Yes you read right. last night I left my husband. I feel as though it was necessary for me to do. I wish I had a better explanation than that, but I guess I don’t. It’s funny because, I always knew there would be a situation that would cause one of us to leave, but in all honesty, I never thought that I would be the one to be so overwhelmed that I would be the first one to just leave.
I know what you are thinking…overwhelmed? What kind of an excuse is that? Well to answer your question, yes I was overwhelmed and just so you know, it was not an excuse, it’s just what had to be done at the time.

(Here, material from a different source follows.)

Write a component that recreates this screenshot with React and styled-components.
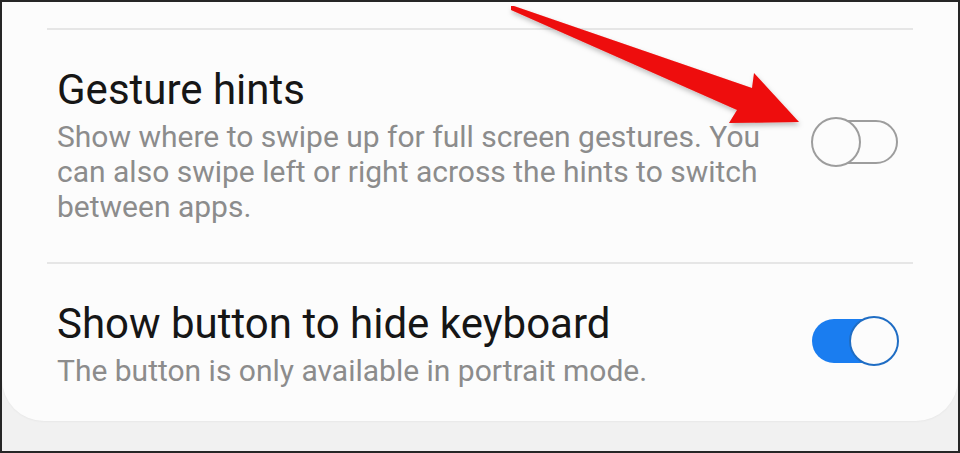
import { createGlobalStyle, styled } from 'styled-components';

const GlobalStyle = createGlobalStyle`
  html, body {
    margin: 0;
    padding: 0;
    background: #f1f1f1;
  }
  * {
    box-sizing: border-box;
  }
`;

const settings = [
  {
    title: 'Gesture hints',
    desc: 'Show where to swipe up for full screen gestures. You can also swipe left or right across the hints to switch between apps.',
    on: false,
  },
  {
    title: 'Show button to hide keyboard',
    desc: 'The button is only available in portrait mode.',
    on: true,
  },
];

const Toggle = ({ on }) => (
  <StyledTrack $on={on}>
    <StyledThumb $on={on} />
  </StyledTrack>
);

const Arrow = () => (
  <StyledArrow width='960' height='453' viewBox='0 0 960 453'>
    <defs>
      <filter id='arrowShadow' x='-10%' y='-10%' width='120%' height='130%'>
        <feDropShadow dx='1' dy='3' stdDeviation='2.5' floodColor='#000' floodOpacity='0.25' />
      </filter>
    </defs>
    <polygon
      points='511,6 514,6 752,88 754,73 799,122 729,123 737,110 511,10'
      fill='#ee0a0a'
      filter='url(#arrowShadow)'
    />
  </StyledArrow>
);

const App = () => {
  return (
    <>
      <GlobalStyle />
      <StyledFrame>
        <StyledCard>
          {settings.map((item) => (
            <div key={item.title}>
              <StyledDivider />
              <StyledRow>
                <StyledText>
                  <StyledTitle>{item.title}</StyledTitle>
                  <StyledDesc>{item.desc}</StyledDesc>
                </StyledText>
                <Toggle on={item.on} />
              </StyledRow>
            </div>
          ))}
        </StyledCard>
        <Arrow />
      </StyledFrame>
    </>
  );
};

export default App;

const StyledFrame = styled.div`
  position: relative;
  width: 960px;
  height: 453px;
  border: 2px solid #262626;
  background: #f1f1f1;
  overflow: hidden;
  font-family: Roboto, 'Noto Sans', sans-serif;
`;

const StyledCard = styled.div`
  background: #fcfcfc;
  height: 419px;
  padding-top: 26px;
  border-radius: 0 0 42px 42px;
  box-shadow: 0 1px 2px rgba(0, 0, 0, 0.04);
`;

const StyledDivider = styled.div`
  height: 2px;
  margin: 0 45px;
  background: #e6e6e6;
`;

const StyledRow = styled.div`
  display: flex;
  align-items: center;
  justify-content: space-between;
  padding: 38px 60px 38px 55px;
`;

const StyledText = styled.div`
  display: flex;
  flex-direction: column;
  gap: 7px;
  max-width: 745px;
`;

const StyledTitle = styled.div`
  font-size: 42px;
  line-height: 44px;
  color: #161616;
`;

const StyledDesc = styled.div`
  font-size: 30px;
  line-height: 35px;
  color: #8c8c8c;
`;

const StyledTrack = styled.div`
  position: relative;
  flex-shrink: 0;
  width: 86px;
  height: 44px;
  border-radius: 22px;
  border: ${({ $on }) => ($on ? 'none' : '2.5px solid #9d9d9d')};
  background: ${({ $on }) => ($on ? '#1a7df0' : 'transparent')};
  margin-top: ${({ $on }) => ($on ? '-8px' : '-8px')};
`;

const StyledThumb = styled.div`
  position: absolute;
  top: 50%;
  width: 50px;
  height: 50px;
  border-radius: 50%;
  transform: translateY(-50%);
  background: #fcfcfc;
  border: 2.5px solid ${({ $on }) => ($on ? '#1f6dc4' : '#9d9d9d')};
  left: ${({ $on }) => ($on ? '37px' : '-3px')};
`;

const StyledArrow = styled.svg`
  position: absolute;
  top: -2px;
  left: -2px;
  pointer-events: none;
`;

It started with the potty training of our now 3 year old son. We have been trying for a while now to get him potty trained, but nothing seemed to work. Granted in the beginning we wren’t super consistent and the methods have differed between me and my husband, so I assume it must have been confusing. Well now, we have established a plan and after reading books and advice from other people. In the middle of training well, let’s just say that our son was really whiny and frustrated and while I felt my husband’s stern approach would hinder his progression, (as we have tried it before), I went with the fun approach for which perhaps he felt as it was too soft.
“How could he feel I was too soft”? How could he feel that I’m not doing a good job as a mother? How could he feel that I was going to screw up my child? My mind kept racing and going and in so many different directions that I didn’t know what to do with myself so the only logical thing for me was to leave.
So last night, I left…mentally. I had to leave the place of being upset and put things into perspective. He didn’t say that I wasn’t a good mother. He didn’t say that I would screw up my child because of my “soft approach”. It was my own vulnerability and insecurity of the meaning of the word soft and how it applied to me. The more I thought about it, the better I began to feel.
He was right…I was soft.
As a mother, it is my job to instill and cultivate the softness, the vulnerability, the nurturing components of my sons. While their father is excellent in teaching them to follow God, to be led by God, to be strong, to provide, and support…it takes the mother to help them learn to support, be kind, empathetic, and sympathetic. Having all qualities allows them to become well-rounded men of God following and fulling the purpose He has laid out for them.
See, I took being soft as something that was negative because it played upon my fear that I thought was long gone. When I pregnant both times, I prayed all the time to God and still do and ask him if I did nothing right at all, I just wanted to do a good job of raising my children for Him. I have a fear that I would possibly “mess up”, the greatest blessings that God saw fit for me to take care of and all I want to do is make Him and my husband proud.
As a mother I have learned that I won’t be perfect. I’m going to mess up, I’m going to make mistakes, and that is totally ok. I think that God blesses us with children to show us who we really are. To show us what we have inside of us that we never knew was there. I think he throws in obstacles such as potty training and comments of spouses to show us that at a moment’s notice, roadblocks pop up at anytime and in any shape or form. It took God using a comment for me to deal with my fear of not being a good mother, to actually confront it instead of running from it and burying it. It took me to mentally leave my husband to check myself, my fears and worries and place them in God’s hands; to let him guide me in this process of motherhood. How can I, along with my husband foster growth and development of our 2 sons in God and faith if mine is lacking and somewhat hindered by fear.
So with this I say thank you to my husband, for thinking I was soft on my child, for allowing me to confront my fears of motherhood, and basically leading me to work and develop in my faith more by trusting God more. None of this would have been realized if I hadn’t left my husband last night.